Scan the lines below for the word "that". Copy each line you find it in.
## start
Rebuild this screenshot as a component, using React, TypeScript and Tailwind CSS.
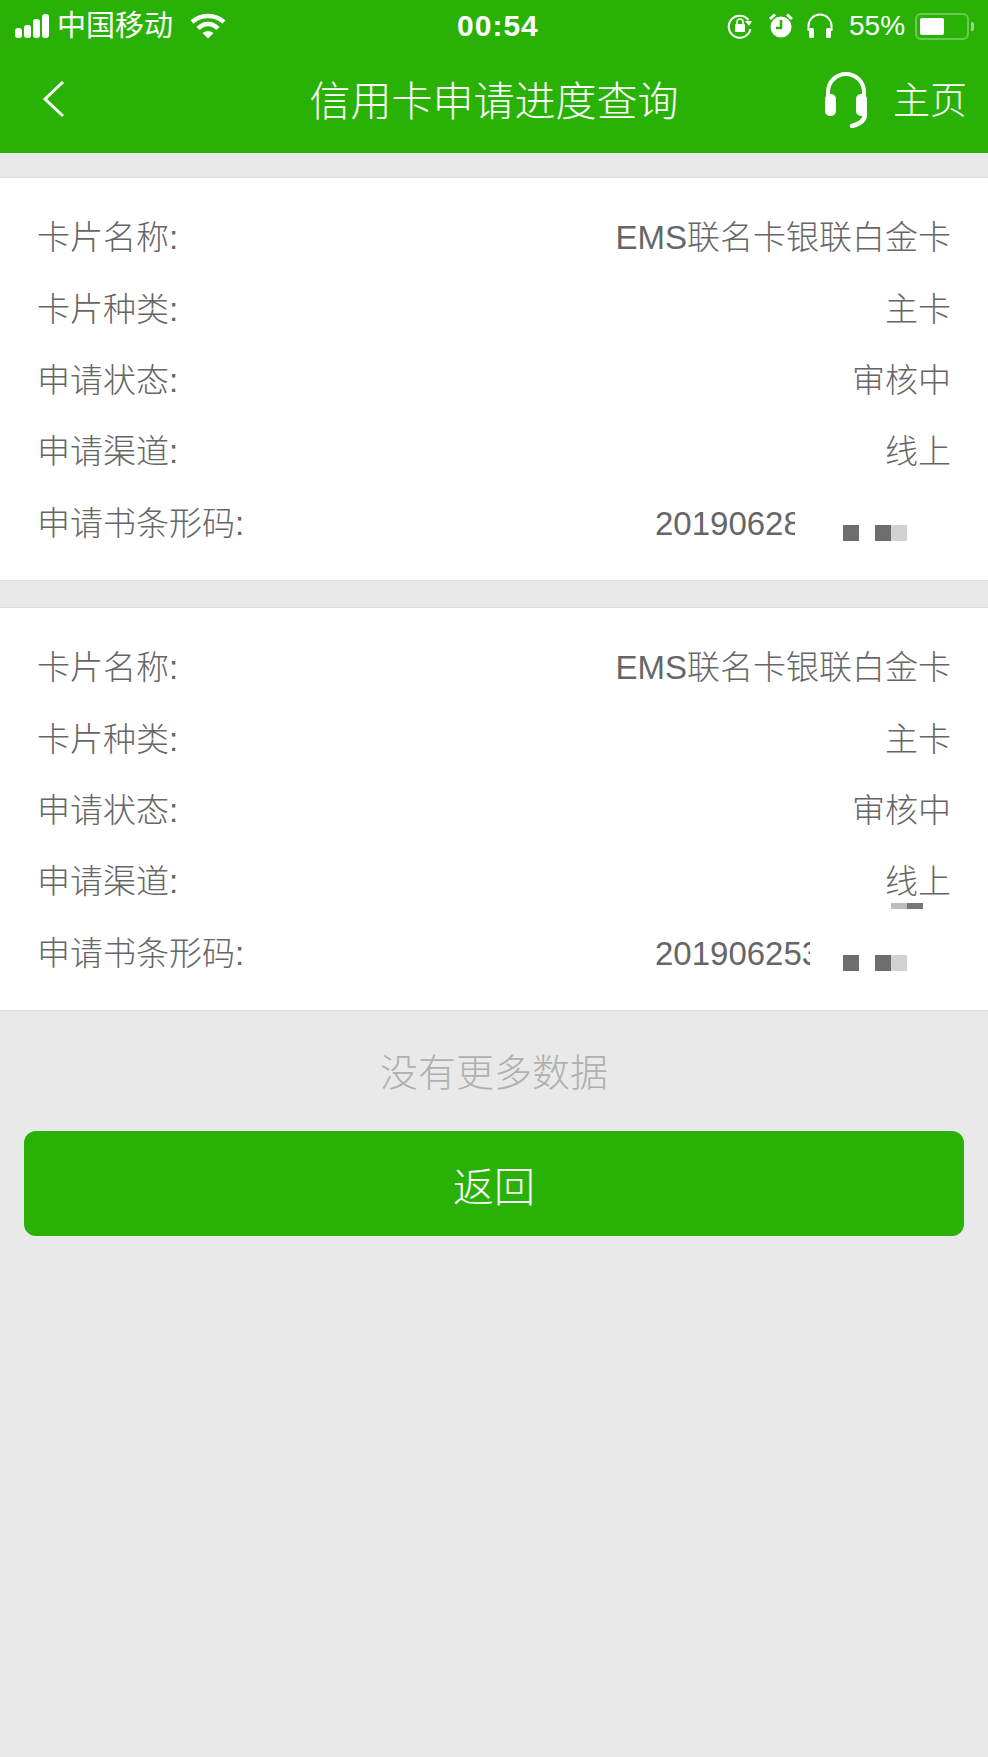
const font = { fontFamily: '"Liberation Sans", "Noto Sans CJK SC", sans-serif' };

function StatusBar() {
  return (
    <div className="flex h-[50px] items-center pt-[2px] text-white">
      {/* signal bars */}
      <div className="ml-[15px] flex items-end gap-[2px]">
        <div className="h-[10px] w-[7px] rounded-[3px] bg-white" />
        <div className="h-[13px] w-[7px] rounded-[3px] bg-white" />
        <div className="h-[19px] w-[7px] rounded-[3px] bg-white" />
        <div className="h-[24px] w-[7px] rounded-[3px] bg-white" />
      </div>
      <span className="ml-[8px] text-[29px] leading-none">中国移动</span>
      <svg className="ml-[17px]" width="36" height="26" viewBox="0 0 36 26" fill="none">
        <path d="M2 9 C11 1 25 1 34 9" stroke="white" strokeWidth="4.500" />
        <path d="M8 15.500 C14 9.500 22 9.500 28 15.500" stroke="white" strokeWidth="4.500" />
        <path d="M12.500 20 C15.500 17.500 20.500 17.500 23.500 20 L18 25.500 Z" fill="white" />
      </svg>
      <span className="ml-[231px] w-[90px] text-[30px] leading-none font-semibold tracking-[1px]">00:54</span>
      <svg className="ml-[180px]" width="26" height="26" viewBox="0 0 26 26" fill="none">
        <path d="M21.500 7 A11 11 0 1 0 23.500 16" stroke="white" strokeWidth="2" />
        <path d="M18 8 L25 8 L22 13 Z" fill="white" />
        <rect x="8" y="11" width="10" height="8" rx="1" fill="white" />
        <path d="M10 11 V9 A3 3 0 0 1 16 9 V11" stroke="white" strokeWidth="1.500" />
      </svg>
      <svg className="ml-[16px]" width="24" height="26" viewBox="0 0 24 26" fill="none">
        <circle cx="12" cy="14" r="10.500" fill="white" />
        <path d="M12 7 V15 H7" stroke="#29b205" strokeWidth="2.500" />
        <path d="M1 6 L6 1.500 M23 6 L18 1.500" stroke="white" strokeWidth="3" />
      </svg>
      <svg className="ml-[13px]" width="28" height="26" viewBox="0 0 28 26" fill="none">
        <path d="M2.500 18 V13 A11.500 11.500 0 0 1 25.500 13 V18" stroke="white" strokeWidth="2" />
        <rect x="3" y="15" width="5" height="10" rx="1.500" fill="white" />
        <rect x="20" y="15" width="5" height="10" rx="1.500" fill="white" />
      </svg>
      <span className="ml-[15px] text-[28px] leading-none">55%</span>
      <div className="ml-[10px] flex items-center">
        <div className="flex h-[27px] w-[54px] items-center rounded-[6px] border-2 border-white/30 px-[3px]">
          <div className="h-[17px] w-[24px] rounded-[2px] bg-white" />
        </div>
        <div className="ml-[2px] h-[9px] w-[3px] rounded-r-[2px] bg-white/50" />
      </div>
    </div>
  );
}

function NavBar() {
  return (
    <div className="relative flex h-[103px] items-center text-white">
      <svg className="ml-[41px] mb-[6px]" width="26" height="38" viewBox="0 0 26 38" fill="none">
        <path d="M22 2 L4 19 L22 36" stroke="white" strokeWidth="3" />
      </svg>
      <span className="ml-[242px] w-[370px] pt-[2px] text-center text-[41px] leading-none font-light">信用卡申请进度查询</span>
      <svg className="ml-[145px] mb-[6px]" width="44" height="58" viewBox="0 0 44 58" fill="none">
        <path d="M4 32 V22 A18 18 0 0 1 40 22 V32" stroke="white" strokeWidth="4" />
        <rect x="1" y="24" width="11" height="22" rx="5" fill="white" />
        <rect x="32" y="24" width="11" height="22" rx="5" fill="white" />
        <path d="M41 44 C41 50 36 54 28 56" stroke="white" strokeWidth="4.500" strokeLinecap="round" />
      </svg>
      <span className="ml-[25px] text-[37px] leading-none font-light">主页</span>
    </div>
  );
}

function Row({ label, value }: { label: string; value: string }) {
  return (
    <div className="flex h-[71.4px] items-center justify-between">
      <span>{label}</span>
      <span>{value}</span>
    </div>
  );
}

function BarcodeRow({ value, width, gap }: { value: string; width: string; gap: string }) {
  return (
    <div className="flex h-[71.4px] items-center">
      <span>申请书条形码:</span>
      <span className={`ml-auto overflow-hidden whitespace-nowrap ${width}`}>{value}</span>
      <div className={`mt-[19px] mr-[44px] flex ${gap}`}>
        <div className="h-[16px] w-[16px] bg-[#6e6e6e]" />
        <div className="ml-[16px] h-[16px] w-[16px] bg-[#6e6e6e]" />
        <div className="h-[16px] w-[16px] bg-[#d2d2d2]" />
      </div>
    </div>
  );
}

function Card({ barcode, width, gap, mark }: { barcode: string; width: string; gap: string; mark?: boolean }) {
  return (
    <div className="relative border-y border-[#dedede] bg-white px-[37px] pt-[24px] pb-[21px] text-[33px] leading-none font-light text-[#666666]">
      <Row label="卡片名称:" value="EMS联名卡银联白金卡" />
      <Row label="卡片种类:" value="主卡" />
      <Row label="申请状态:" value="审核中" />
      <Row label="申请渠道:" value="线上" />
      <BarcodeRow value={barcode} width={width} gap={gap} />
      {mark && (
        <div className="absolute top-[295px] left-[891px] flex h-[6px]">
          <div className="w-[16px] bg-[#bdbdbd]" />
          <div className="w-[16px] bg-[#777777]" />
        </div>
      )}
    </div>
  );
}

export default function App() {
  return (
    <div className="flex min-h-[1757px] w-[988px] flex-col bg-[#e9e9e9]" style={font}>
      <div className="bg-[#29b205]">
        <StatusBar />
        <NavBar />
      </div>
      <div className="mt-[24px] flex flex-col gap-[26px]">
        <Card barcode="201906288" width="w-[140px]" gap="ml-[48px]" />
        <Card barcode="201906253" width="w-[155px]" gap="ml-[33px]" mark />
      </div>
      <div className="flex h-[120px] items-center justify-center pt-[4px] text-[38px] leading-none font-light text-[#b0b0b0]">没有更多数据</div>
      <button className="mx-[24px] h-[105px] rounded-[12px] bg-[#29b205] pt-[10px] text-[41px] leading-none font-light text-white">返回</button>
    </div>
  );
}
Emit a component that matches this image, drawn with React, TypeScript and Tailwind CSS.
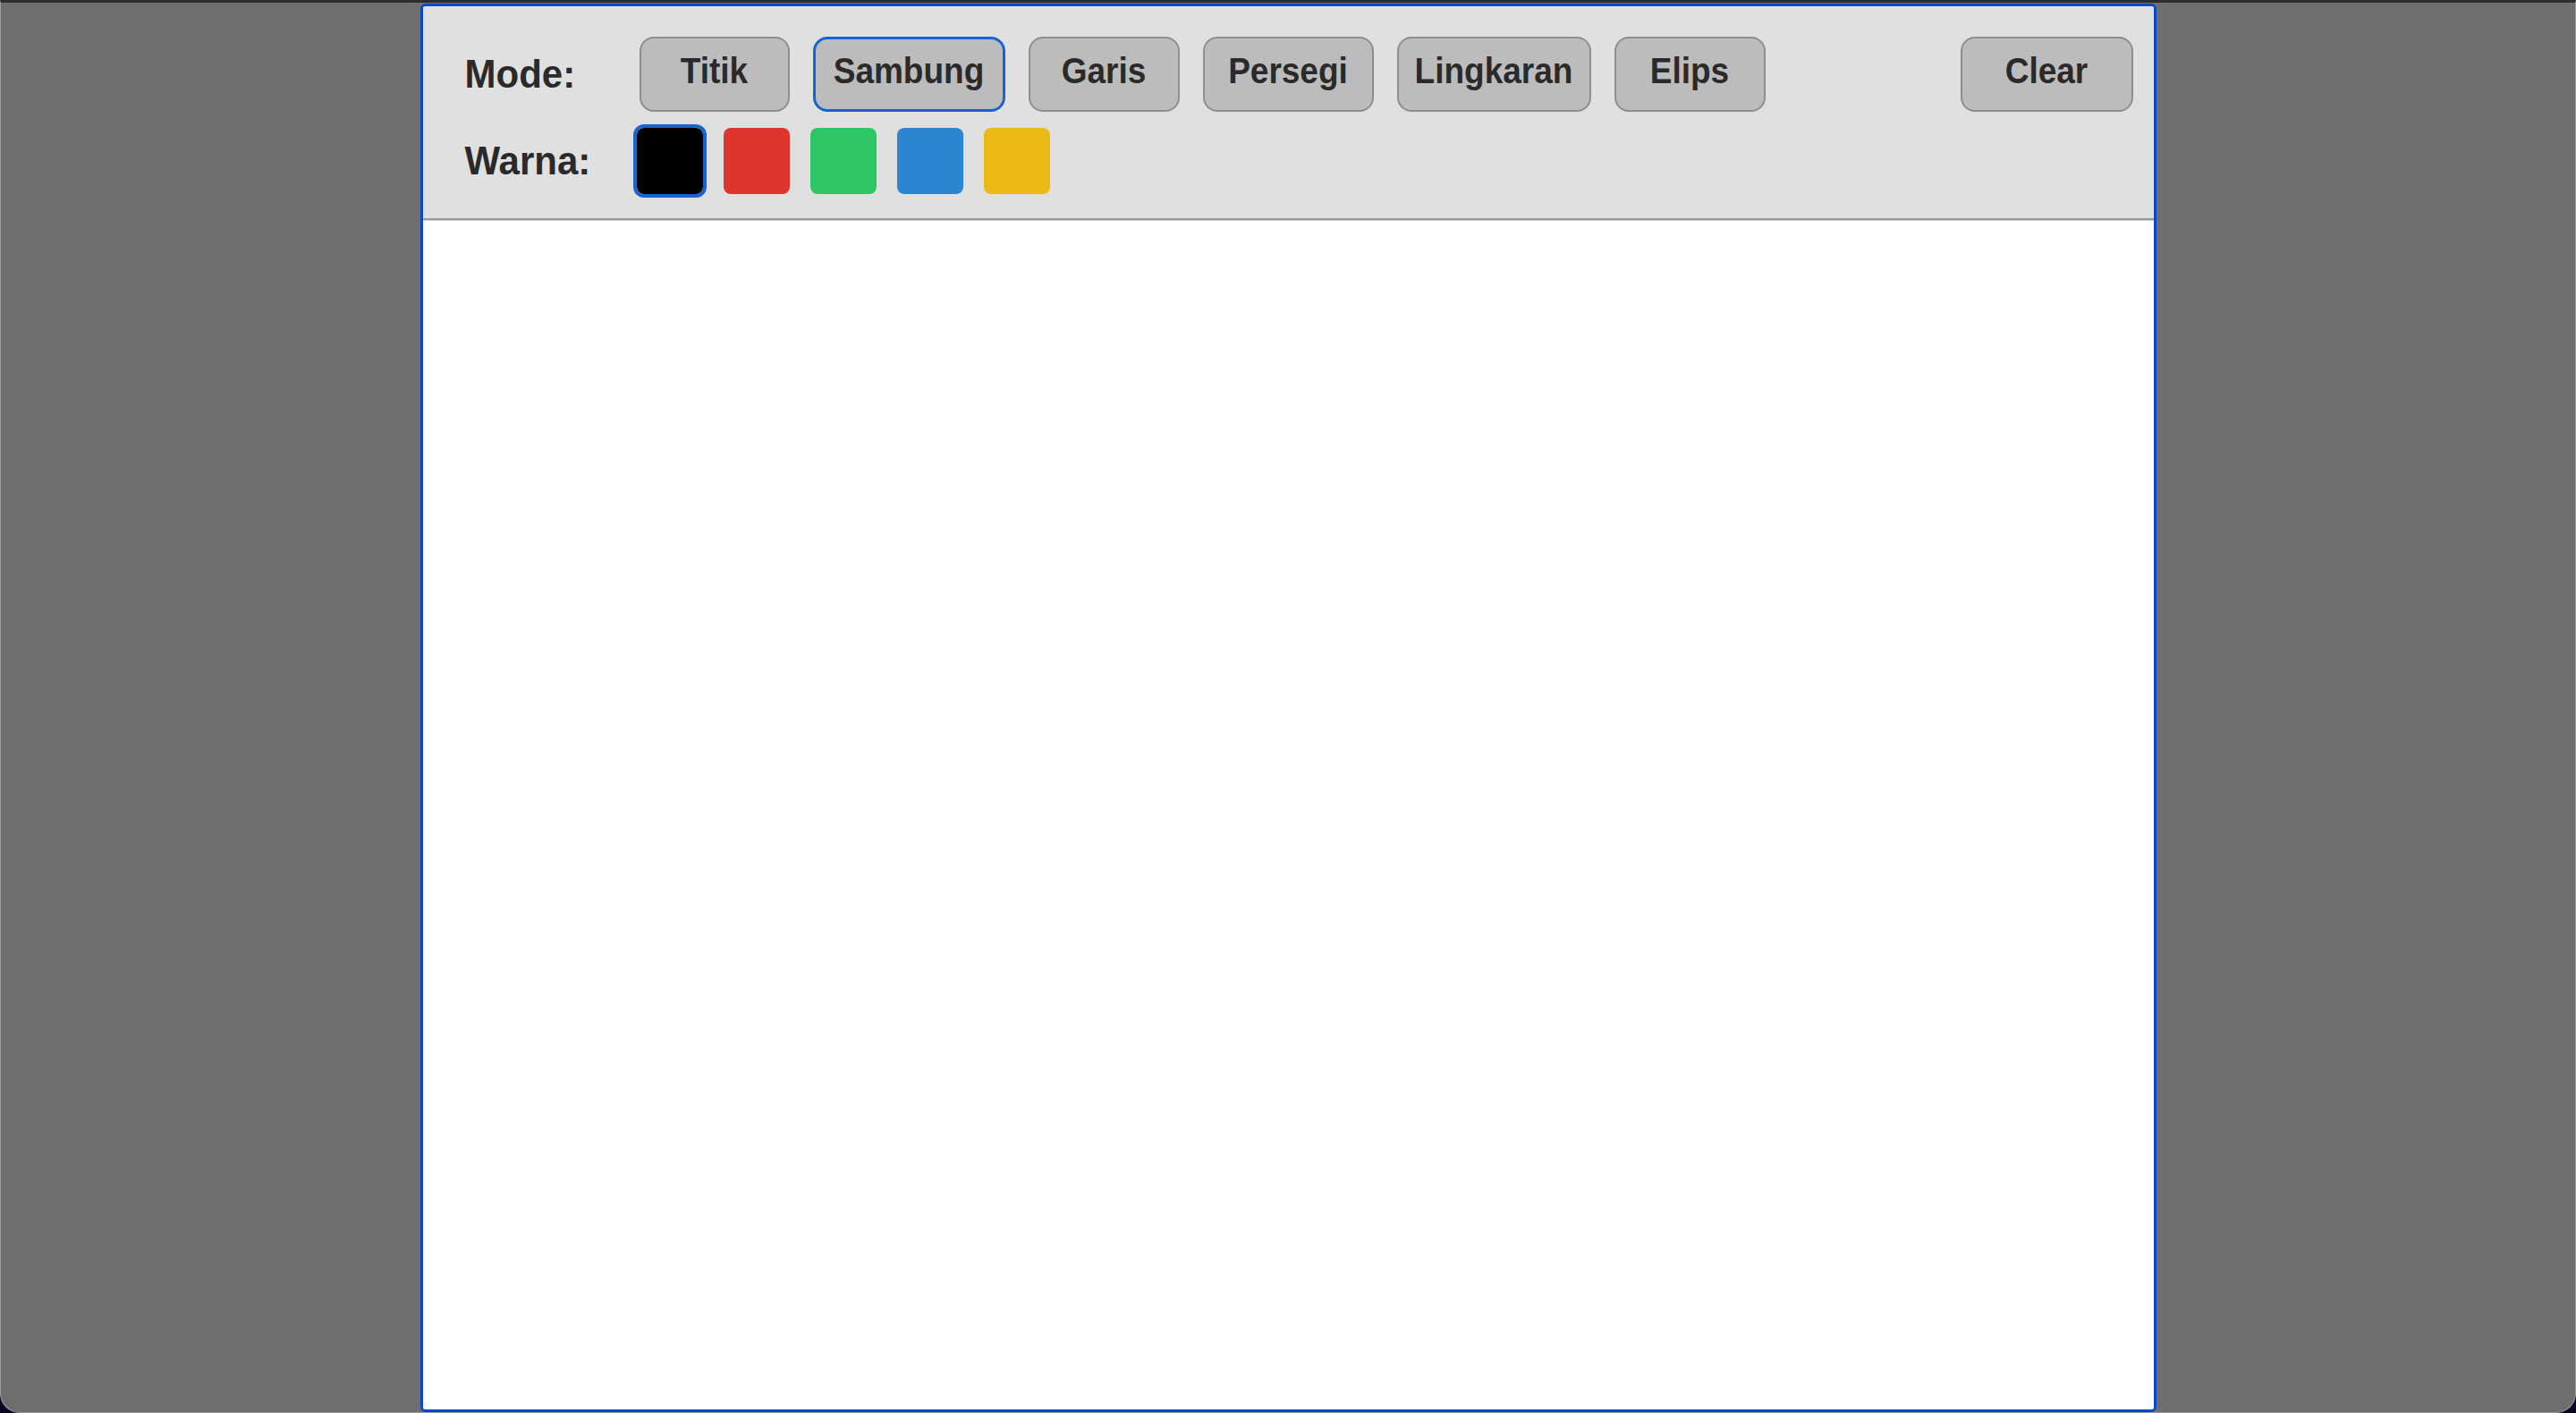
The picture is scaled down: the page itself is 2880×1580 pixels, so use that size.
## end
The response
Emit a component that matches this image, drawn with React, TypeScript and Tailwind CSS.
The picture is scaled down: the page itself is 2880×1580 pixels, so use that size.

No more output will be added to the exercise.